Technology budgets across Australian corporate and government organisations will grow by around 2.1 per cent in 2020 compared to this year, according to preliminary Gartner figures.
This is slightly below the 2.8 per cent rise in tech spending expected worldwide during the same period, Andy Rowsell-Jones, vice-president and distinguished analyst in Gartner’s CIO and Executive Leadership research team told CIO Australia.
Rowsell-Jones also said that revenue growth has stalled this year in Australia despite the small increase in IT spend.
“Globally, it was lukewarm at a couple of per cent but for Australia, it was zerohellip;we haven’t seen businesses fall off the perch yet but the word we hear a lot now is ‘uncertainty.’
“CFOs haven’t cut budgets yet but they are making it a more difficult spend. There has been an unofficial slowdown on the rate of spending so 2.1 per cent may still be on the books but whether it actually gets approved when push comes to shove, we will see how the economy goes,” Roswell-Jones said.
The slow rate of tech spending is not particularly good news for tech chiefs who are being asked to innovate across their organisations.
“What we’ve seen this year is continued maturation of digital businesses. In 2010, everybody was saying, ‘I wish I had a digital business.’ Now, 56 per cent of the businesses we have surveyed here in Australia have said, ‘we have reached that maturity point’ and this means that they have hit 20 per cent or more in terms of scale or they are already running it for a profit,” he said.

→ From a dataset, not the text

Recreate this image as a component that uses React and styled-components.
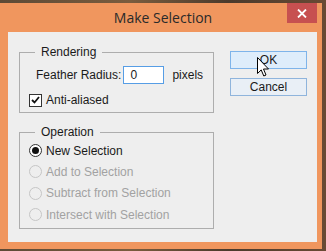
import React from "react";
import styled, { createGlobalStyle } from "styled-components";

const GlobalStyle = createGlobalStyle`
  html, body {
    margin: 0;
    padding: 0;
  }
  body {
    width: 326px;
    height: 251px;
    overflow: hidden;
    background: linear-gradient(90deg, #5d4a36 0%, #7a5c3e 40%, #4b3a2c 70%, #6a4a34 100%);
    font-family: "Liberation Sans", Arial, sans-serif;
  }
`;

const Window = styled.div`
  margin-top: 3px;
  width: 322px;
  height: 246px;
  background: #f0965e;
  display: flex;
  flex-direction: column;
  position: relative;
`;

const TitleBar = styled.div`
  height: 29px;
  display: flex;
  align-items: center;
  justify-content: center;
  position: relative;
`;

const Title = styled.span`
  font-family: "Open Sans", "Noto Sans", sans-serif;
  font-size: 14px;
  color: #2a2a2a;
  margin-left: 4px;
  margin-top: -1px;
`;

const CloseButton = styled.div`
  position: absolute;
  top: 0;
  right: 5px;
  width: 30px;
  height: 20px;
  background: #c75050;
  display: flex;
  align-items: center;
  justify-content: center;
`;

const Content = styled.div`
  margin: 0 5px 0 8px;
  height: 210px;
  background: #eeeeee;
  box-sizing: border-box;
  padding: 13px 0 0 11px;
  display: flex;
  gap: 16px;
  font-size: 12px;
  color: #1a1a1a;
`;

const Column = styled.div`
  width: 195px;
  display: flex;
  flex-direction: column;
  gap: 12px;
`;

const Group = styled.fieldset`
  margin: 0;
  padding: 0;
  border: 1px solid #adadad;
  min-width: 0;
`;

const Legend = styled.legend`
  margin-left: 15px;
  padding: 0 6px;
  line-height: 14px;
`;

const GroupBody = styled.div`
  display: flex;
  flex-direction: column;
  padding: ${(p) => p.$padding};
  gap: ${(p) => p.$gap}px;
`;

const Row = styled.div`
  display: flex;
  align-items: center;
  height: ${(p) => p.$height}px;
  padding-left: ${(p) => p.$indent}px;
  color: ${(p) => (p.$disabled ? "#a2a2a2" : "#1a1a1a")};
`;

const Input = styled.div`
  width: 41px;
  height: 18px;
  box-sizing: border-box;
  border: 1px solid #569de5;
  background: #ffffff;
  margin: 0 8px 0 2px;
  padding-left: 6px;
  display: flex;
  align-items: center;
`;

const CheckBox = styled.span`
  width: 13px;
  height: 13px;
  box-sizing: border-box;
  border: 1px solid #333333;
  background: #ffffff;
  margin-right: 4px;
  display: flex;
  align-items: center;
  justify-content: center;
`;

const Radio = styled.span`
  width: 13px;
  height: 13px;
  box-sizing: border-box;
  border-radius: 50%;
  border: 1px solid ${(p) => (p.$disabled ? "#c6c6c6" : "#333333")};
  background: ${(p) => (p.$disabled ? "#eeeeee" : "#ffffff")};
  margin-right: 4px;
  display: flex;
  align-items: center;
  justify-content: center;

  &::after {
    content: "";
    display: ${(p) => (p.$checked ? "block" : "none")};
    width: 7px;
    height: 7px;
    border-radius: 50%;
    background: #111111;
  }
`;

const Buttons = styled.div`
  padding-top: 6px;
  display: flex;
  flex-direction: column;
  gap: 9px;
`;

const Button = styled.div`
  width: 77px;
  height: 18px;
  box-sizing: border-box;
  border: 1px solid ${(p) => (p.$primary ? "#7eb4ea" : "#8fb4dc")};
  background: ${(p) => (p.$primary ? "#deedfb" : "#e9eff6")};
  display: flex;
  align-items: center;
  justify-content: center;
  font-size: 12px;
  color: #1a1a1a;
`;

const Cursor = styled.svg`
  position: absolute;
  left: 257px;
  top: 54px;
`;

const radios = [
  { label: "New Selection", checked: true },
  { label: "Add to Selection", disabled: true },
  { label: "Subtract from Selection", disabled: true },
  { label: "Intersect with Selection", disabled: true },
];

export default function App() {
  return (
    <>
      <GlobalStyle />
      <Window>
        <TitleBar>
          <Title>Make Selection</Title>
          <CloseButton>
            <svg width="10" height="9" viewBox="0 0 10 9">
              <path d="M1 0.5 L9 8.5 M9 0.5 L1 8.5" stroke="#ffffff" strokeWidth="1.8" />
            </svg>
          </CloseButton>
        </TitleBar>
        <Content>
          <Column>
            <Group>
              <Legend>Rendering</Legend>
              <GroupBody $padding="7px 0 5px 0" $gap={9}>
                <Row $height={18} $indent={16}>
                  Feather Radius:
                  <Input>0</Input>
                  pixels
                </Row>
                <Row $height={14} $indent={9}>
                  <CheckBox>
                    <svg width="9" height="8" viewBox="0 0 9 8">
                      <path d="M1 4 L3.5 6.5 L8 1" fill="none" stroke="#111" strokeWidth="1.8" />
                    </svg>
                  </CheckBox>
                  Anti-aliased
                </Row>
              </GroupBody>
            </Group>
            <Group>
              <Legend>Operation</Legend>
              <GroupBody $padding="1px 0 3px 0" $gap={0}>
                {radios.map((r) => (
                  <Row key={r.label} $height={21.3} $indent={9} $disabled={r.disabled}>
                    <Radio $checked={r.checked} $disabled={r.disabled} />
                    {r.label}
                  </Row>
                ))}
              </GroupBody>
            </Group>
          </Column>
          <Buttons>
            <Button $primary>OK</Button>
            <Button>Cancel</Button>
          </Buttons>
        </Content>
        <Cursor width="13" height="21" viewBox="0 0 13 21">
          <path
            d="M0.5 0.5 L0.5 16.5 L4.2 12.9 L6.8 19 L9 18 L6.5 12 L11.5 12 Z"
            fill="#ffffff"
            stroke="#000000"
            strokeWidth="1"
            strokeLinejoin="round"
          />
        </Cursor>
      </Window>
    </>
  );
}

Well over half of the organisations Gartner spoke to have passed that ‘tipping point’, he said.
“But if you look below the surface, there are two things you can invest in with digital. One is digital transformation where you hire a chief digital officer to, for example, go off and reinvent shopping malls or you can use digital to drive efficiencies,” said Rowsell-Jones.

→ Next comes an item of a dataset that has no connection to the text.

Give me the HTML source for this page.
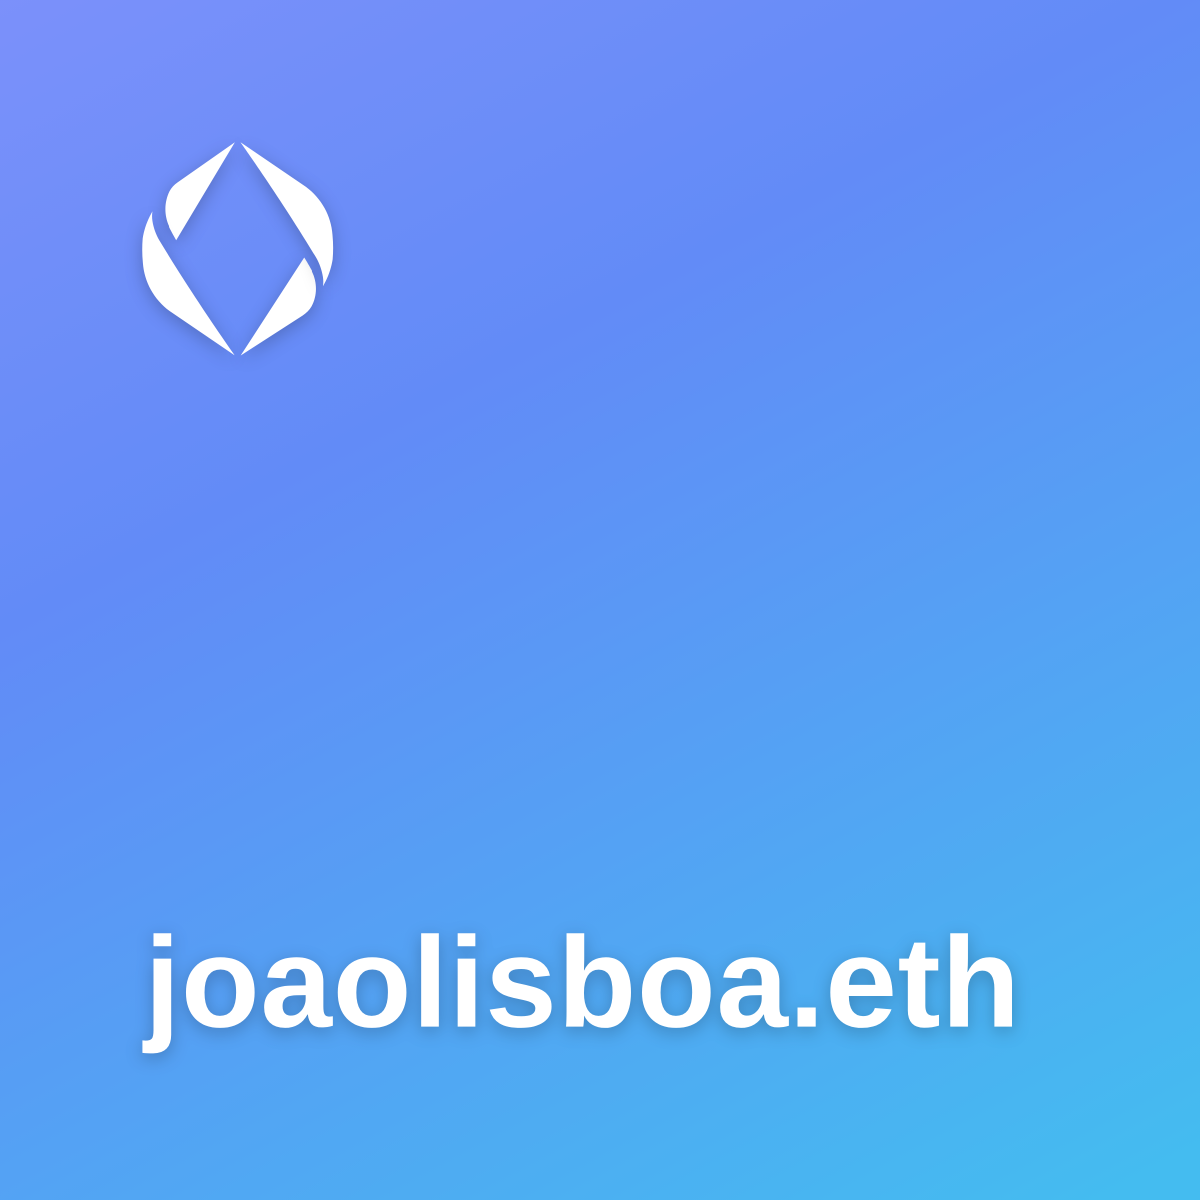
<!DOCTYPE html>
<html><head><meta charset="utf-8"><style>html,body{margin:0;padding:0;width:1200px;height:1200px;overflow:hidden}svg{display:block}</style></head>
<body>
<svg xmlns="http://www.w3.org/2000/svg" width="1200" height="1200" viewBox="0 0 270 270" fill="none">
<defs>
<linearGradient id="g" x1="190.5" y1="302" x2="-64" y2="-172.5" gradientUnits="userSpaceOnUse"><stop stop-color="#44BCF0"/><stop offset="0.428185" stop-color="#628BF7"/><stop offset="1" stop-color="#A099FF"/></linearGradient>
<filter id="ds" color-interpolation-filters="sRGB" filterUnits="userSpaceOnUse" x="0" y="0" height="270" width="270"><feDropShadow dx="0" dy="1" stdDeviation="2" flood-opacity="0.225"/></filter>
</defs>
<rect width="270" height="270" fill="url(#g)"/>
<path d="M38.0397 51.0875C38.5012 52.0841 39.6435 54.0541 39.6435 54.0541L52.8484 32L39.9608 41.0206C39.1928 41.5386 38.5628 42.2376 38.1263 43.0564C37.5393 44.2742 37.2274 45.6078 37.2125 46.9599C37.1975 48.312 37.4799 49.6522 38.0397 50.8825Z" fill="white" filter="url(#ds)"/>
<path d="M32.152 59.1672C32.3024 61.2771 32.9122 63.3312 33.9405 65.1919C34.9689 67.0527 36.3921 68.6772 38.1147 69.9567L52.8487 80C52.8487 80 43.6303 67.013 35.8549 54.0902C35.0677 52.7249 34.5385 51.2322 34.2926 49.6835C34.1838 48.9822 34.1838 48.2689 34.2926 47.5676C34.0899 47.9348 33.6964 48.6867 33.6964 48.6867C32.908 50.2586 32.371 51.9394 32.1043 53.6705C31.9508 55.5004 31.9668 57.3401 32.152 59.1672Z" fill="white" filter="url(#ds)"/>
<path d="M70.1927 60.9125C69.6928 59.9159 68.4555 57.946 68.4555 57.946L54.1514 80L68.1118 70.9794C68.9436 70.4614 69.6261 69.7624 70.099 68.9436C70.7358 67.7261 71.0741 66.3925 71.0903 65.0402C71.1065 63.6879 70.8001 62.3478 70.1927 61.1175Z" fill="white" filter="url(#ds)"/>
<path d="M74.8068 52.8328C74.6564 50.7229 74.0466 48.6688 73.0182 46.8081C71.9899 44.9473 70.5667 43.3228 68.8441 42.0433L54.1101 32C54.1101 32 63.3285 44.987 71.1039 57.9098C71.8889 59.2755 72.4162 60.7682 72.6603 62.3165C72.7691 63.0178 72.7691 63.7311 72.6603 64.4324C72.863 64.0652 73.2565 63.3133 73.2565 63.3133C74.0449 61.7414 74.5819 60.0606 74.8486 58.3295C75.0032 56.4998 74.9882 54.6601 74.8068 52.8328Z" fill="white" filter="url(#ds)"/>
<text x="32.5" y="231" font-size="29" font-weight="bold" font-family="'Liberation Sans', sans-serif" fill="white" filter="url(#ds)" textLength="197" lengthAdjust="spacing">joaolisboa.eth</text>
</svg>
</body></html>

Robotic process automation (RPA) is one technology that’s gaining traction and helping organisations gain these efficiencies, he said.
“So we’ve seen a lowering of the appetite for more speculative transformation and an increase in money being spent on driving efficiencies.”
Meanwhile, Gartner has also found that in contrast to the rest of the world businesses in Australia are “not really innovating their business models.”
“So what does that mean? You’ve got to think about how businesses make money. For example, if you are going to be in the widget-making business, you really need to find other sources of revenue. So maybe, make your widgets intelligent, start downloading content for the widget, release the widget, don’t sell it. Find other ways of making money. If you’re a bank, try to inject yourself into people’s lives, become a financial advisor.”
This type of activity is rampant in markets such as South East Asia and China but not so much in Australia, he said.
“Australia is a much less dynamic economy, yet it’s a much more mature economy. So many of the businesses here are focusing on the consumer experience rather than inventing their businesses,” he said.
Rowsell-Jones said this is what Gartner discovered last year and there’s no evidence to suggest that this has changed over the past 12 months.
“Again, the risk appetite for Australian business is quite conservative and is lower than other parts of the world.”
Adoption of technologies like AI is 40 per cent in Australia (compared to 41 per cent globally) and 23 per cent of companies here are saying they are rolling out ‘microservices’ using open source systems like Kubernetes.
“If you are going to go down the route of continuous integration and delivery, it reduces the cost of innovation once you have built the infrastructure.”